A good suggestion to plant your potatoes into is this stiff fabric potato bin with handles and side hatch. I really like this potato planter for the following reasons:
- It is made from a stiff fabric with stong handles – this lets you move it around if you need to.
- The fabric can let the soil breath to avoid becoming a soggy wet mess, and end up rotting your potatoes if you over water.
- The side hatch will let you check how damp the soil is around the potatoes and it lets you check on their size before harvesting.
- It is reusable – plastic bags are usually ripped after use.

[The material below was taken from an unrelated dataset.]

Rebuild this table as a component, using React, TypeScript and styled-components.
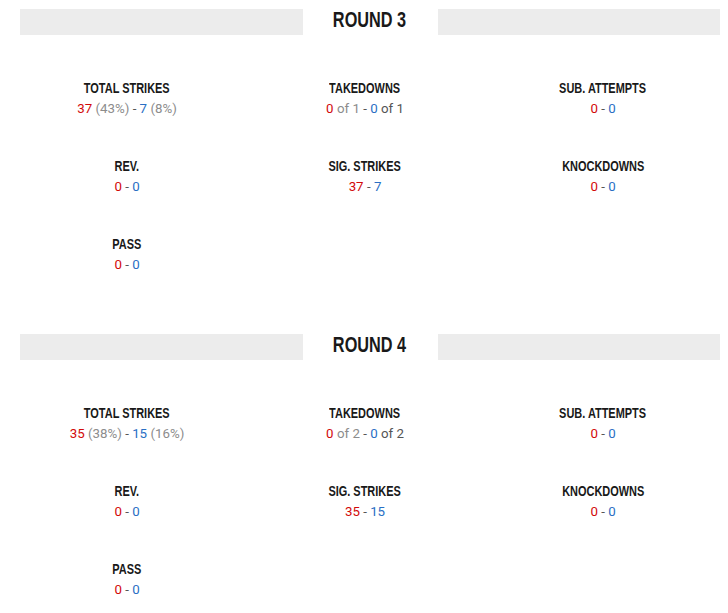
import React from "react";
import styled, { createGlobalStyle } from "styled-components";

const Global = createGlobalStyle`
  html, body { margin: 0; padding: 0; background: #fff; overflow-x: hidden; }
  body { font-family: Roboto, "Liberation Sans", sans-serif; }
`;

const Page = styled.div`
  padding: 9px 0 0 8px;
  width: 720px;
`;

const Round = styled.section`
  margin-bottom: 59px;
`;

const Header = styled.div`
  display: flex;
  align-items: center;
  height: 26px;
  margin: 0 0 0 12px;
  width: 700px;
`;

const Bar = styled.div`
  flex: 1;
  height: 26px;
  background: #ececec;
`;

const Title = styled.h2`
  margin: -4px 0 0;
  width: 135px;
  text-align: center;
  font-family: "Liberation Sans", Arial, sans-serif;
  font-weight: 700;
  font-size: 22px;
  line-height: 26px;
  color: #191919;
`;

const Narrow = styled.span<{ $scale: number }>`
  display: inline-block;
  white-space: nowrap;
  transform: scaleX(${(p) => p.$scale});
  transform-origin: center;
`;

const Grid = styled.div`
  display: grid;
  grid-template-columns: repeat(3, 238px);
  row-gap: 36px;
  margin-top: 42px;
`;

const Cell = styled.div`
  display: flex;
  flex-direction: column;
  align-items: center;
  height: 42px;
`;

const Label = styled.div`
  font-family: "Liberation Sans", Arial, sans-serif;
  font-weight: 700;
  font-size: 15px;
  line-height: 21px;
  color: #191919;
`;

const Value = styled.div`
  margin-top: 1px;
  font-family: Roboto, sans-serif;
  font-size: 13.3px;
  line-height: 20px;
  color: #555;
`;

const Tone = styled.span<{ $tone: "red" | "blue" | "gray" }>`
  color: ${(p) =>
    p.$tone === "red" ? "#d20a0a" : p.$tone === "blue" ? "#2a6fc4" : "#8c8c8c"};
`;

type Part = [string, "red" | "blue" | "gray" | "dark"];
type Stat = { label: string; parts: Part[] };

const Stat: React.FC<{ stat: Stat }> = ({ stat }) => (
  <Cell>
    <Label>
      <Narrow $scale={0.73}>{stat.label}</Narrow>
    </Label>
    <Value>
      {stat.parts.map(([t, tone], i) =>
        tone === "dark" ? (
          <React.Fragment key={i}>{t}</React.Fragment>
        ) : (
          <Tone key={i} $tone={tone}>
            {t}
          </Tone>
        )
      )}
    </Value>
  </Cell>
);

const zero = (): Part[] => [
  ["0", "red"],
  [" - ", "dark"],
  ["0", "blue"],
];

const rounds: { title: string; stats: Stat[] }[] = [
  {
    title: "ROUND 3",
    stats: [
      {
        label: "TOTAL STRIKES",
        parts: [
          ["37", "red"],
          [" (43%)", "gray"],
          [" - ", "dark"],
          ["7", "blue"],
          [" (8%)", "gray"],
        ],
      },
      {
        label: "TAKEDOWNS",
        parts: [
          ["0", "red"],
          [" of 1", "gray"],
          [" - ", "dark"],
          ["0", "blue"],
          [" of 1", "dark"],
        ],
      },
      { label: "SUB. ATTEMPTS", parts: zero() },
      { label: "REV.", parts: zero() },
      {
        label: "SIG. STRIKES",
        parts: [
          ["37", "red"],
          [" - ", "dark"],
          ["7", "blue"],
        ],
      },
      { label: "KNOCKDOWNS", parts: zero() },
      { label: "PASS", parts: zero() },
    ],
  },
  {
    title: "ROUND 4",
    stats: [
      {
        label: "TOTAL STRIKES",
        parts: [
          ["35", "red"],
          [" (38%)", "gray"],
          [" - ", "dark"],
          ["15", "blue"],
          [" (16%)", "gray"],
        ],
      },
      {
        label: "TAKEDOWNS",
        parts: [
          ["0", "red"],
          [" of 2", "gray"],
          [" - ", "dark"],
          ["0", "blue"],
          [" of 2", "dark"],
        ],
      },
      { label: "SUB. ATTEMPTS", parts: zero() },
      { label: "REV.", parts: zero() },
      {
        label: "SIG. STRIKES",
        parts: [
          ["35", "red"],
          [" - ", "dark"],
          ["15", "blue"],
        ],
      },
      { label: "KNOCKDOWNS", parts: zero() },
      { label: "PASS", parts: zero() },
    ],
  },
];

export default function App() {
  return (
    <>
      <Global />
      <Page>
        {rounds.map((r) => (
          <Round key={r.title}>
            <Header>
              <Bar />
              <Title>
                <Narrow $scale={0.74}>{r.title}</Narrow>
              </Title>
              <Bar />
            </Header>
            <Grid>
              {r.stats.map((s) => (
                <Stat key={s.label} stat={s} />
              ))}
            </Grid>
          </Round>
        ))}
      </Page>
    </>
  );
}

- They can be washed afterwards
Place potatoes in sunlight/ daylight
Just as if they were planted outside, I need to put them in a place that will get full or partial sun, about 6-10 hours during the day.
Then, fill the pots. It is often best to start several bottom inches with very gritty soil or small stones, since this will help with drainage.
I am always sure to find a soil mix to top it off that will remain lose in the pot, not quickly compacting, as well as one that drains well.
It is also important to not have a very alkaline soil as potatoes will take up nutrients more efficiently with slightly acidic soil. Adding Sulphur may help offset this problem.
This is only a bigger worry if the soil that is being used is from a yard or garden and not bought from a bag.
This allows the tuber to receive and soak up the water without sitting in it and the loose soil is important for tuber growth.
Another thing to keep in mind is to not fill the containers up to the rim as more soil will need to be added to form the mound and protect the potatoes from seeing the sun.
Planting the seed potatoes
Now that everything is ready to go and my potatoes have sprouted and been cut up, I will get ready to put them into their containers.
How many chunks of sprouted potato in each container will depend on the size of the container.
I make sure to plant my potatoes at least 6 inches (15 cm) apart with the sprouts facing up, about 2-3 inches (5-7.5 cm) deep.
Don’t plant the potatoes too close to the sides of the container as this will limit the tubers from growing.
Watering your potatoes
Although good drainage is important for the potatoes, it is also important to keep potatoes well-watered.
I always be sure to check and make sure the soil isn’t drying out and generally water it again every three to seven days.
The soil should not ever be soggy, but also moist, like a well wrung-out sponge at the top.
Watering can stop once the top of the plants begin to die back.
This means that the tubers are reaching full maturity and already have everything they need to finish the process.
Fertilizing your potatoes
Fertilizing potatoes only needs to happen once, about two weeks after planting them.
Since they are indoors in smaller containers with less opportunity for run-off, it is generally a good idea to dilute the potato fertilizer mixture a bit more than recommended.
The best fertilizer options to consider are ones that are higher in their potassium and phosphate levels than in their nitrogen levels.
Just as must be done outdoors, it is important to hill potatoes as they grow to protect them from seeing the sun.
This is why I will also be sure to fill my pots with at least one-third of the container left so that I have plenty of space to add soil to the top of the growing plant.
Once the sprouts reach six to eight inches high, begin to mound the soil, covering them up towards the last several inches.
Continue to do this each time the plant grows another six inches above the soil line until the plant begins to get yellow on the top.
As the plant leaves begin to yellow, I get ready to begin harvesting the potatoes.
It is a good idea to try and check with your hands how full the container is and if there is enough room, go ahead and let the plant fully die off on top to get the maximum growth of the spuds.
If there is not a lot of space, I will go ahead and harvest, as they won’t grow much more without getting in each other’s way anyway.
Pull the plant, gently, from the container by the part of the stem closest to the soil.
Then, begin to dig, taking care if using a spade or shovel, and digging out all of the tubers that have grown into the mound and below it.
Finally, congratulations! Get ready to enjoy the fruits, or potatoes, of your indoor labor!